Now, that, is precisely what I would consider to constitute a genuine rip-off, con or something that’s not quite as good as it may first appear. Here are five more:
Roll-up, roll-up… but not now! – The Sun and The Mirror newspapers often offer free entry to various theme parks. I know this only because people have told me; I’m far too snobby to read those newspapers myself. However, before you can get anywhere near your free tickets you need to buy around four months’ worth of the daily rag to get the requisite number of coupons or vouchers and associated codes. Then, assuming you have remembered why you were collecting them in the first place, you are directed online with your codes to select your dates. But you can’t choose any old decent date, like a Saturday or Sunday, or a Wednesday in the school holidays. Oh no, but you can choose a Tuesday in the middle of November if you like, provided you can arrive there no earlier than ten and can be done and on your way home by one o’clock. No, on closer inspection, these offers are rarely the great bargain that they originally seem.
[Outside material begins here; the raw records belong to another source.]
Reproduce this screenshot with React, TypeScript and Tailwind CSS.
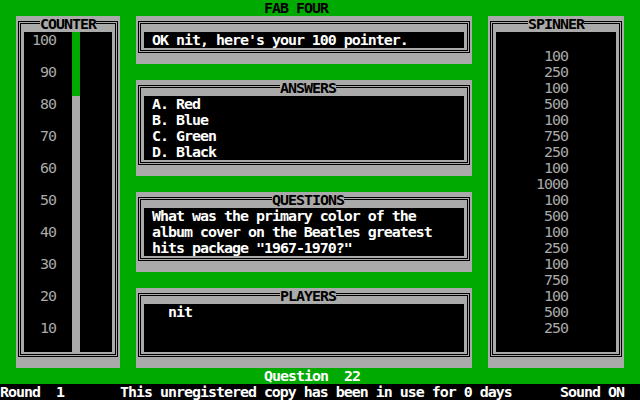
import type { ReactNode } from "react";

const SPINNER = [100, 250, 100, 500, 100, 750, 250, 100, 1000, 100, 500, 100, 250, 100, 750, 100, 500, 250];
const COUNTER = [100, 90, 80, 70, 60, 50, 40, 30, 20, 10];

// Gray slab with a double black frame; content area is black and starts one
// text cell (8x16) in from the slab edge, the title sits over the top lines.
function Panel({
  title,
  titleClass = "",
  className = "",
  children,
}: {
  title?: string;
  titleClass?: string;
  className?: string;
  children?: ReactNode;
}) {
  return (
    <div className={`relative bg-[#aaaaaa] px-[2px] pt-[5px] pb-[11px] ${className}`}>
      <div className="flex h-full flex-col border border-black p-px">
        <div className="flex flex-1 flex-col border border-black px-[3px] pt-2 pb-[2px]">
          <div className="flex-1 bg-black">{children}</div>
        </div>
      </div>
      {title && (
        <span className={`absolute top-0 h-4 bg-[#aaaaaa] font-bold text-black ${titleClass}`}>
          {title}
        </span>
      )}
    </div>
  );
}

export default function App() {
  return (
    <div className="flex h-[400px] w-[640px] flex-col overflow-hidden bg-[#00aa00] font-['DejaVu_Sans_Mono',monospace] text-[14.95px] leading-4 tracking-[-1px] whitespace-pre">
      <div className="h-4 pl-[264px] font-bold text-black">FAB FOUR</div>

      <div className="flex h-[352px] gap-4 px-4">
        {/* counter */}
        <Panel title="COUNTER" titleClass="left-[24px]" className="w-[104px]">
          <div className="flex h-full">
            <div className="flex w-12 flex-col pr-4 text-right text-[#aaaaaa]">
              {COUNTER.map((n) => (
                <div key={n} className="h-8">
                  {n}
                </div>
              ))}
            </div>
            <div className="flex w-2 flex-col">
              <div className="h-16 bg-[#00aa00]" />
              <div className="flex-1 bg-[#aaaaaa]" />
            </div>
            <div className="flex-1" />
          </div>
        </Panel>

        {/* middle column */}
        <div className="flex w-[336px] flex-col gap-4">
          <Panel className="h-12">
            <div className="pl-2 font-bold text-white">OK nit, here's your 100 pointer.</div>
          </Panel>
          <Panel title="ANSWERS" titleClass="left-[144px]" className="h-24">
            <div className="flex flex-col pl-2 font-bold text-white">
              <div>A. Red</div>
              <div>B. Blue</div>
              <div>C. Green</div>
              <div>D. Black</div>
            </div>
          </Panel>
          <Panel title="QUESTIONS" titleClass="left-[136px]" className="h-20">
            <div className="flex flex-col pl-2 font-bold text-white">
              <div>What was the primary color of the</div>
              <div>album cover on the Beatles greatest</div>
              <div>hits package "1967-1970?"</div>
            </div>
          </Panel>
          <Panel title="PLAYERS" titleClass="left-[144px]" className="h-20">
            <div className="pl-6 font-bold text-white">nit</div>
          </Panel>
        </div>

        {/* spinner */}
        <Panel title="SPINNER" titleClass="left-[40px]" className="w-[136px]">
          <div className="flex flex-col pt-4 pr-12 text-right text-[#aaaaaa]">
            {SPINNER.map((n, i) => (
              <div key={i}>{n}</div>
            ))}
          </div>
        </Panel>
      </div>

      <div className="h-4 pl-[264px] font-bold text-white">Question  22</div>

      <div className="flex h-4 bg-black font-bold text-white">
        <div className="w-[120px]">Round  1</div>
        <div className="w-[440px]">This unregistered copy has been in use for 0 days</div>
        <div>Sound ON</div>
      </div>
    </div>
  );
}
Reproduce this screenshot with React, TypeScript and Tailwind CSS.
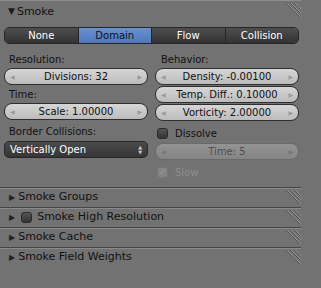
import React from 'react';

const tabs = ['None', 'Domain', 'Flow', 'Collision'];

function Grip({ className = '' }: { className?: string }) {
  return (
    <svg className={`absolute right-0 top-[2px] ${className}`} width="17" height="16" viewBox="0 0 17 16">
      {[0, 4, 8].map((o) => (
        <g key={o}>
          <line x1={2 + o} y1={0} x2={16} y2={14 - o} stroke="#525252" strokeWidth="1" />
          <line x1={3 + o} y1={0} x2={17} y2={14 - o} stroke="#959595" strokeWidth="1" />
        </g>
      ))}
    </svg>
  );
}

function Slider({ label, disabled = false }: { label: string; disabled?: boolean }) {
  return (
    <div
      className={`relative h-[17px] rounded-[8px] border flex items-center justify-center text-[10px] ${
        disabled
          ? 'border-[#6a6a6a] bg-gradient-to-b from-[#939393] to-[#858585] text-[#4e4e4e]'
          : 'border-[#2e2e2e] bg-gradient-to-b from-[#d6d6d6] to-[#bcbcbc] text-[#111]'
      }`}
    >
      <span className={`absolute left-[5px] text-[6px] ${disabled ? 'text-[#777]' : 'text-[#9a9a9a]'}`}>◀</span>
      <span>{label}</span>
      <span className={`absolute right-[5px] text-[6px] ${disabled ? 'text-[#777]' : 'text-[#9a9a9a]'}`}>▶</span>
    </div>
  );
}

function SubPanel({ title, checkbox = false }: { title: string; checkbox?: boolean }) {
  return (
    <div className="relative h-[20px] border-t border-[#454545] flex items-center">
      <div className="absolute top-0 left-0 w-full h-px bg-[#8a8a8a]" />
      <span className="ml-[9px] text-[8px] text-[#222]">▶</span>
      {checkbox && <span className="ml-[6px] w-[11px] h-[11px] rounded-[3px] bg-gradient-to-b from-[#555] to-[#333] border border-[#2a2a2a]" />}
      <span className={`${checkbox ? 'ml-[5px]' : 'ml-[3px]'} text-[11px] text-[#111]`}>{title}</span>
      <Grip />
    </div>
  );
}

export default function App() {
  return (
    <div className="w-[321px] h-[288px] bg-[#727272] overflow-hidden font-['DejaVu_Sans',sans-serif]">
      <div className="w-[301px]">
        <div className="relative h-[23px] border-t border-[#8e8e8e] flex items-center">
          <span className="ml-[8px] text-[9px] text-[#1a1a1a]">▼</span>
          <span className="ml-[2px] text-[11px] text-[#111]">Smoke</span>
          <Grip />
        </div>

        <div className="px-[4px] pr-[2px]">
          <div className="mt-[4px] h-[17px] flex rounded-[5px] overflow-hidden border border-[#262626] text-[10px]">
            {tabs.map((t, i) => (
              <div
                key={t}
                className={`flex-1 flex items-center justify-center ${i > 0 ? 'border-l border-[#262626]' : ''} ${
                  t === 'Domain'
                    ? 'bg-gradient-to-b from-[#6791d3] to-[#4f78ba] text-[#111]'
                    : 'bg-gradient-to-b from-[#4e4e4e] to-[#333] text-white'
                }`}
              >
                {t}
              </div>
            ))}
          </div>

          <div className="grid grid-cols-2 gap-x-[7px] mt-[6px]">
            <div className="flex flex-col">
              <div className="h-[18px] pl-[5px] flex items-center text-[10px] text-[#111]">Resolution:</div>
              <Slider label="Divisions: 32" />
              <div className="h-[18px] pl-[5px] flex items-center text-[10px] text-[#111]">Time:</div>
              <Slider label="Scale: 1.00000" />
              <div className="h-[21px] pl-[5px] pt-[2px] flex items-center text-[10px] text-[#111]">Border Collisions:</div>
              <div className="h-[17px] rounded-[5px] border border-[#262626] bg-gradient-to-b from-[#4a4a4a] to-[#363636] flex items-center justify-between px-[5px] text-[10px] text-white">
                <span>Vertically Open</span>
                <span className="flex flex-col text-[5px] leading-[5px] text-[#ccc]">
                  <span>▲</span>
                  <span>▼</span>
                </span>
              </div>
            </div>
            <div className="flex flex-col">
              <div className="h-[18px] pl-[6px] flex items-center text-[10px] text-[#111]">Behavior:</div>
              <Slider label="Density: -0.00100" />
              <div className="h-[1px]" />
              <Slider label="Temp. Diff.: 0.10000" />
              <div className="h-[1px]" />
              <Slider label="Vorticity: 2.00000" />
              <div className="h-[22px] pl-[2px] pt-[3px] flex items-center gap-[7px] text-[10px] text-[#111]">
                <span className="w-[11px] h-[11px] rounded-[3px] bg-gradient-to-b from-[#555] to-[#333] border border-[#2a2a2a]" />
                Dissolve
              </div>
              <Slider label="Time: 5" disabled />
              <div className="h-[27px] pl-[2px] pb-[2px] flex items-center gap-[7px] text-[10px] text-[#8e8e8e]">
                <span className="w-[11px] h-[11px] rounded-[3px] bg-[#848484] border border-[#777] flex items-center justify-center text-[9px] leading-none text-[#9c9c9c]">✓</span>
                Slow
              </div>
            </div>
          </div>
        </div>

        <div>
          <SubPanel title="Smoke Groups" />
          <SubPanel title="Smoke High Resolution" checkbox />
          <SubPanel title="Smoke Cache" />
          <SubPanel title="Smoke Field Weights" />
        </div>
      </div>
    </div>
  );
}
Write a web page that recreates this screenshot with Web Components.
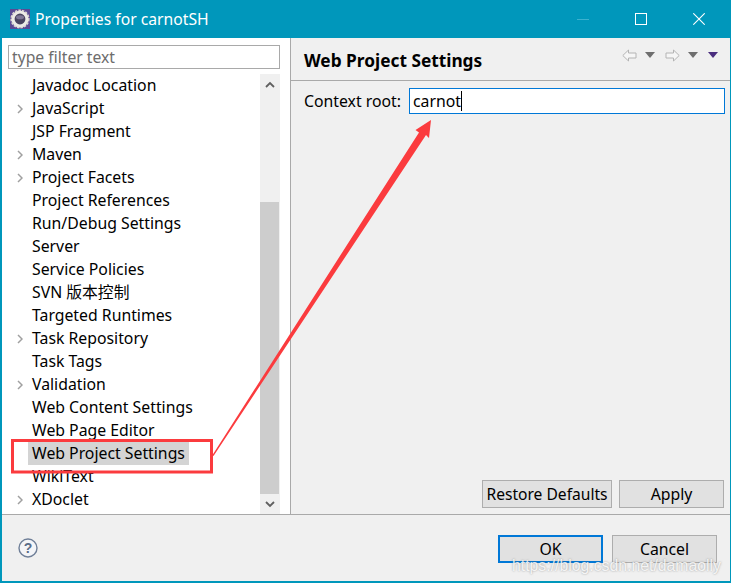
<!DOCTYPE html>
<html>
<head>
<meta charset="utf-8">
<title>Properties for carnotSH</title>
<style>
  html, body { margin: 0; padding: 0; background: #f0f0f0; }
</style>
</head>
<body>
<prop-dialog>
  <dlg-titlebar slot="title">Properties for carnotSH</dlg-titlebar>
  <prop-tree slot="left">
    <tree-row>Javadoc Location</tree-row>
    <tree-row arrow>JavaScript</tree-row>
    <tree-row>JSP Fragment</tree-row>
    <tree-row arrow>Maven</tree-row>
    <tree-row arrow>Project Facets</tree-row>
    <tree-row>Project References</tree-row>
    <tree-row>Run/Debug Settings</tree-row>
    <tree-row>Server</tree-row>
    <tree-row>Service Policies</tree-row>
    <tree-row>SVN 版本控制</tree-row>
    <tree-row>Targeted Runtimes</tree-row>
    <tree-row arrow>Task Repository</tree-row>
    <tree-row>Task Tags</tree-row>
    <tree-row arrow>Validation</tree-row>
    <tree-row>Web Content Settings</tree-row>
    <tree-row>Web Page Editor</tree-row>
    <tree-row selected>Web Project Settings</tree-row>
    <tree-row>WikiText</tree-row>
    <tree-row arrow>XDoclet</tree-row>
  </prop-tree>
  <prop-page slot="right"></prop-page>
  <dlg-footer slot="footer"></dlg-footer>
</prop-dialog>

<script>
// estilos compartidos del texto
const FONT = '"Noto Sans", "Noto Sans CJK SC", sans-serif';

class PropDialog extends HTMLElement {
  constructor() {
    super();
    this.attachShadow({ mode: 'open' });
    this.shadowRoot.innerHTML = `
      <style>
        :host {
          display: flex; flex-direction: column; position: relative;
          width: 731px; height: 583px; box-sizing: border-box;
          border: solid #0097bb; border-width: 0 1px 2px 2px;
          background: #f0f0f0; overflow: hidden;
          font-family: ${FONT}; color: #000;
        }
        .body { flex: 1; display: flex; min-height: 0; border-bottom: 1px solid #a9a9a9; }
        .left { width: 288px; flex: none; background: #fff; border-right: 1px solid #a9a9a9; }
        .right { flex: 1; min-width: 0; display: flex; }
        .over { position: absolute; left: -2px; top: 0; width: 731px; height: 583px; pointer-events: none; }
        .mark {
          position: absolute; left: 510px; top: 558px; font: 15.8px/16px "Liberation Sans", sans-serif;
          color: rgba(255,255,255,.85); white-space: nowrap;
          text-shadow: 0 0 2px rgba(90,90,90,.6);
        }
      </style>
      <slot name="title"></slot>
      <div class="body">
        <div class="left"><slot name="left"></slot></div>
        <div class="right"><slot name="right"></slot></div>
      </div>
      <slot name="footer"></slot>
      <svg class="over" viewBox="0 0 731 583">
        <rect x="12.5" y="440.5" width="199" height="31.5" fill="none" stroke="#fb3b3e" stroke-width="3"/>
        <path d="M431 120 L429 138 L426 135 L213.5 456 L212.5 455 L419 132.5 L415.5 130 Z" fill="#fb3b3e"/>
      </svg>
      <div class="mark">https://blog.csdn.net/damaolly</div>
    `;
  }
}

class DlgTitlebar extends HTMLElement {
  constructor() {
    super();
    this.attachShadow({ mode: 'open' });
    this.shadowRoot.innerHTML = `
      <style>
        :host {
          display: flex; align-items: center; height: 38px; flex: none;
          background: #0097bb; color: #fff; margin-left: -2px; padding-left: 10px;
          font-size: 15.7px;
        }
        .logo { width: 20px; height: 20px; margin-right: 5px; flex: none; }
        .txt { flex: 1; }
        .btns { display: flex; align-items: center; margin-right: 25px; gap: 46px; }
        svg { display: block; }
      </style>
      <svg class="logo" viewBox="0 0 20 20">
        <rect width="20" height="20" fill="#5a4a94"/>
        <circle cx="10" cy="10" r="7" fill="#4a4560" stroke="#ecebe6" stroke-width="3.2"/>
        <circle cx="10" cy="10" r="8.8" fill="none" stroke="#dcdad4" stroke-width="1.6" stroke-dasharray="2.4 1.2"/>
        <ellipse cx="10" cy="8.2" rx="4" ry="2" fill="#7d7796"/>
      </svg>
      <span class="txt"><slot></slot></span>
      <div class="btns">
        <svg width="12" height="12" viewBox="0 0 12 12"><path d="M0 6.5H12" stroke="#3cb2cf" stroke-width="1"/></svg>
        <svg width="12" height="12" viewBox="0 0 12 12"><rect x=".5" y=".5" width="11" height="11" fill="none" stroke="#fff"/></svg>
        <svg width="12" height="12" viewBox="0 0 12 12"><path d="M.3 .3L11.7 11.7M11.7 .3L.3 11.7" stroke="#fff" stroke-width="1.1"/></svg>
      </div>
    `;
  }
}

class PropTree extends HTMLElement {
  constructor() {
    super();
    this.attachShadow({ mode: 'open' });
    this.shadowRoot.innerHTML = `
      <style>
        :host { display: flex; flex-direction: column; height: 100%; box-sizing: border-box; padding: 7px 10px 0 6px; }
        .filter {
          height: 24px; box-sizing: border-box; border: 1px solid #a9a9a9; flex: none;
          font-size: 15.7px; line-height: 23px; color: #6d6d6d; padding-left: 3px; margin-bottom: 5px;
        }
        .wrap { flex: 1; display: flex; min-height: 0; }
        .rows { flex: 1; min-width: 0; overflow: hidden; }
        .bar { width: 20px; flex: none; display: flex; flex-direction: column; background: #f0f0f0; }
        .cap { height: 20px; flex: none; display: flex; align-items: center; justify-content: center; }
        .track { flex: 1; display: flex; flex-direction: column; }
        .space { height: 108px; flex: none; }
        .thumb { flex: 1; background: #cdcdcd; width: 19px; }
      </style>
      <div class="filter">type filter text</div>
      <div class="wrap">
        <div class="rows"><slot></slot></div>
        <div class="bar">
          <div class="cap"><svg width="10" height="7" viewBox="0 0 10 7"><path d="M1 6L5 2L9 6" fill="none" stroke="#606060" stroke-width="1.8"/></svg></div>
          <div class="track"><div class="space"></div><div class="thumb"></div></div>
          <div class="cap"><svg width="10" height="7" viewBox="0 0 10 7"><path d="M1 1L5 5L9 1" fill="none" stroke="#606060" stroke-width="1.8"/></svg></div>
        </div>
      </div>
    `;
  }
}

class TreeRow extends HTMLElement {
  constructor() {
    super();
    this.attachShadow({ mode: 'open' });
    this.shadowRoot.innerHTML = `
      <style>
        :host { display: flex; align-items: center; height: 23px; font-size: 15.8px; white-space: nowrap; }
        .arrow { width: 24px; flex: none; display: flex; justify-content: flex-end; padding-right: 9px; box-sizing: border-box; visibility: hidden; }
        :host([arrow]) .arrow { visibility: visible; }
        .txt { padding: 0 4px; line-height: 23px; margin-left: -4px; }
        :host([selected]) .txt { background: #d4d4d4; }
      </style>
      <span class="arrow"><svg width="6" height="10" viewBox="0 0 6 10"><path d="M1 1L5 5L1 9" fill="none" stroke="#a0a0a0" stroke-width="1.5"/></svg></span>
      <span class="txt"><slot></slot></span>
    `;
  }
}

class PropPage extends HTMLElement {
  constructor() {
    super();
    this.attachShadow({ mode: 'open' });
    this.shadowRoot.innerHTML = `
      <style>
        :host { display: flex; flex-direction: column; flex: 1; min-width: 0; }
        .head {
          height: 43px; box-sizing: border-box; flex: none; display: flex; align-items: center;
          border-bottom: 1px solid #a9a9a9; padding: 0 12px 0 13px;
        }
        h1 { margin: 0; font-size: 17.3px; font-weight: 700; flex: 1; position: relative; top: 1px; }
        .nav { display: flex; align-items: center; position: relative; top: -4px; }
        .nav svg { display: block; }
        .form { display: flex; align-items: center; padding: 7px 5px 0 13px; }
        label { font-size: 15.8px; width: 105px; flex: none; }
        .input {
          flex: 1; height: 26px; box-sizing: border-box; border: 1px solid #0078d7; background: #fff;
          font-size: 15.8px; line-height: 24px; padding-left: 3px; display: flex; align-items: center;
        }
        .caret { width: 1px; height: 20px; background: #000; }
        .grow { flex: 1; }
        .btns { display: flex; justify-content: flex-end; gap: 7px; padding: 0 6px 6px 0; }
      </style>
      <div class="head">
        <h1>Web Project Settings</h1>
        <div class="nav">
          <svg width="15" height="13" viewBox="0 0 15 13" style="margin-right:8px"><path d="M.8 6.5L6.5 1V4H14V9H6.5V12Z" fill="#f6f6f6" stroke="#b4b4b4"/></svg>
          <svg width="10" height="6" viewBox="0 0 10 6" style="margin-right:10px"><path d="M0 0H10L5 6Z" fill="#6e6e6e"/></svg>
          <svg width="15" height="13" viewBox="0 0 15 13" style="margin-right:8px"><path d="M14.2 6.5L8.5 1V4H1V9H8.5V12Z" fill="#f6f6f6" stroke="#b4b4b4"/></svg>
          <svg width="10" height="6" viewBox="0 0 10 6" style="margin-right:10px"><path d="M0 0H10L5 6Z" fill="#6e6e6e"/></svg>
          <svg width="10" height="6" viewBox="0 0 10 6"><path d="M0 0H10L5 6Z" fill="#4a2d7e"/></svg>
        </div>
      </div>
      <div class="form">
        <label>Context root:</label>
        <div class="input"><span>carnot</span><span class="caret"></span></div>
      </div>
      <div class="grow"></div>
      <div class="btns">
        <dlg-button style="width:130px;font-size:15.6px">Restore Defaults</dlg-button>
        <dlg-button style="width:105px">Apply</dlg-button>
      </div>
    `;
  }
}

class DlgFooter extends HTMLElement {
  constructor() {
    super();
    this.attachShadow({ mode: 'open' });
    this.shadowRoot.innerHTML = `
      <style>
        :host { display: flex; align-items: center; height: 66px; flex: none; padding: 0 13px 0 16px; box-sizing: border-box; }
        svg { display: block; }
        .grow { flex: 1; }
        .btns { display: flex; gap: 9px; position: relative; top: 1px; }
      </style>
      <svg width="20" height="20" viewBox="0 0 20 20">
        <circle cx="10" cy="10" r="9" fill="#f4f5f8" stroke="#6f7f98" stroke-width="1.4"/>
        <text x="10" y="15" text-anchor="middle" font-family="Liberation Sans" font-weight="700" font-size="14" fill="#5a6c88">?</text>
      </svg>
      <div class="grow"></div>
      <div class="btns">
        <dlg-button primary style="width:105px">OK</dlg-button>
        <dlg-button style="width:105px">Cancel</dlg-button>
      </div>
    `;
  }
}

class DlgButton extends HTMLElement {
  constructor() {
    super();
    this.attachShadow({ mode: 'open' });
    this.shadowRoot.innerHTML = `
      <style>
        :host {
          display: flex; align-items: center; justify-content: center; height: 28px; box-sizing: border-box;
          border: 1px solid #adadad; background: #e1e1e1; font-size: 15.8px; line-height: 16px; white-space: nowrap;
        }
        :host([primary]) { border: 2px solid #0078d7; }
      </style>
      <slot></slot>
    `;
  }
}

customElements.define('prop-dialog', PropDialog);
customElements.define('dlg-titlebar', DlgTitlebar);
customElements.define('prop-tree', PropTree);
customElements.define('tree-row', TreeRow);
customElements.define('prop-page', PropPage);
customElements.define('dlg-footer', DlgFooter);
customElements.define('dlg-button', DlgButton);
</script>
</body>
</html>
Child’s Play – Whilst I’m on the subject of theme parks, they don’t really cater for adults these days, do they? Certainly not when it comes to the entry fees, they don’t. I know that, generally, these places are intended to be patronised mainly by kids but, more often than not, those kids need to be accompanied by an adult or two and this should be reflected in the price. I don’t mind paying full whack at Alton Towers or Chessington where there are some decent grown-up rides to go on but shelling out over a tenner to walk around Gulliver’s World or the Crocky Trail where there is rag all to do is taking the biscuit. And even Blackpool Pleasure Beach, a place I would freely wander round in my youth picking and choosing which rides I went on, now forces you to take out a mortgage for a wristband that entitles you to ride the rides. Well, actually, you don’t have to buy a wristband. You can choose not to buy a wristband and walk around the park looking at the rides. But they even charge you a fiver to do that, these days.
Spending a penny – I may be wrong, but I don’t think there are any public places in this country that actually charge you for breathing. I say I may be wrong, because it wouldn’t surprise me if there were. So why, when emptying your bladder is probably the next most natural act a human being has to perform, should we be charged do that? It’s not as if it’s a lifestyle choice is it? “Do you know what, I think I fancy having a pee today, do you? Where shall we go?” Well, of all the places you could pick, don’t choose London Euston station. They now charge thirty-pence to empty your clog. It used to be twenty but now it’s thirty, meaning you have to find a twenty-pence piece and a ten-pence piece in your pocket whilst simultaneously crossing your legs and trying to negotiate that ridiculous turnstile. Now that is, quite literally, taking the piss.
Spare the price of a cup of tea, mate? – When considering what constitutes a valid rip-off situation, I have generally tried to steer away from things that just generally seem to cost too much. Like weekend newspapers, Lacoste polo shirts, or Gareth Bale, for example. But I am going to make an exception with the mugs of tea that they sell in the Gioco play area in Marus Bridge in Wigan. Now I know that in this country we have become used to paying ridiculously stupid prices for posh tea and coffee that thirty years ago we wouldn’t have even touched with a tea spoon but Gioco give you a mug, some hot water from their tap, a Yorkshire Tea bag straight out of the box and a couple of those tiny snap-open cartons of UHT milk. My researcher (Mrs Griff) tells me that Tesco sell a pack of 160 of those tea bags for £2. The people at Gioco (or the G-Team, as they refer to themselves – do you think they refer to their place of work as the G-Spot?) give me one of those tea bags, a mug of hot water and expect me to actually make it and then dispose of the spent bag personally whilst they charge me £1.75 for the privilege. Actually, I shouldn’t single out Gioco. They just happen to be the latest such place in which I have been ripped-off in this manner. It’s a good brew though, that said. I had two.
Hair today, gone tomorrow – For obvious reasons, I try to avoid discussions about hairstyles and hairdressing. However, I have never really got why men go to sit in a hairdressers’ salon or barbers’ shop and have their hair cut by a man or woman brandishing a set of clippers. What skill do you need to cut hair with clippers? Scissors, I get, but scissors versus clippers is like driving a 6-speed manual versus an automatic car, surely? And for once, I have practiced what I preach, as those of you of have read my first book will already know. About 15 years ago, I walked into a barbers’ shop on North John Street in Liverpool, was charged £4.50 by a man who waved a set of clippers around my head for about ninety seconds, went directly from there to Argos to buy my own set od clippers for twenty quid and have never been inside a barbers’ shop since. I may be missing some of the finer details to may argument, as alluded to in the opening sentence of this paragraph but, for me, a barber with a set of clippers is as big a rip-off merchant as they come.